Lessons for the future
The lessons Lipscombe has learned teaching her first solo class will follow her into future courses, whether virtual or in-person. If she’s looking for a silver lining to this experience, it may be that she’s had the opportunity to familiarize herself and experiment with a variety of different digital tools, something she may not have otherwise had the chance to do.
Lipscombe’s instructional design may serve as a bit of a model for others, as well, particularly when it comes to matters of access. That’s one of the paradoxes of the current situation: disability rights advocates have fought for access to remote instruction and remote work for years as a way to accommodate differing abilities, but in a situation where remote environments have been adopted quickly and at times haphazardly, it is people with disabilities who have been most harmed.
As a person with a disability, Lipscombe is waiting to see what happens when quarantine restrictions are lifted. “Methods of remote learning have been asked for and sought after by disabled students and disabled workers for years and have consistently and emphatically been denied at every point. And now, suddenly, everyone is shifting to remote work, but the people most disadvantaged by those shifts are people with disabilities, because these technologies aren’t being adopted with an accessible mindset.”

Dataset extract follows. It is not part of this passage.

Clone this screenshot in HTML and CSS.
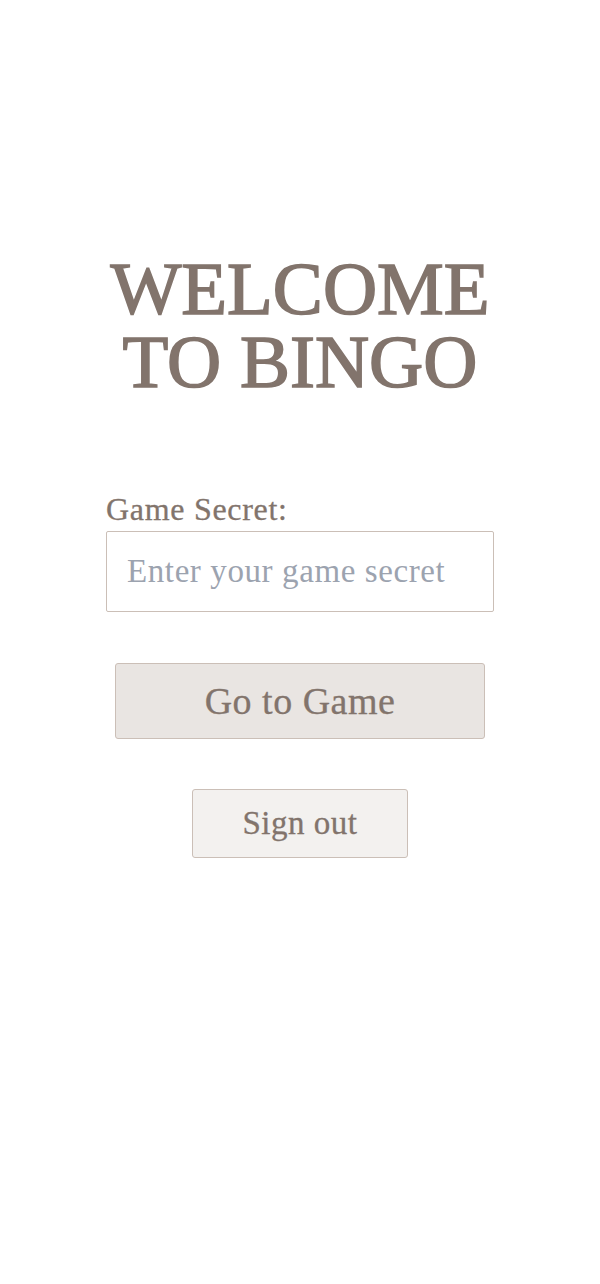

While Lipscombe has faced many of the same challenges as others during a quick pivot to remote instruction, her approach to the problem offers a model of how to respond: understand everyone’s individual circumstances, offer a variety of ways to engage, and stay flexible while maintaining focus on your objectives. “I don’t think that there is a ubiquitous right or wrong way to do this, but I think that there is a right or wrong way to approach it.” She hopes that by embracing flexibility and inclusivity, and by centering the voices and experiences of people with disabilities, employers and academic institutions might better serve the needs of diverse student bodies and workforces even after stay-at-home orders are eased and in-person work and instruction resumes.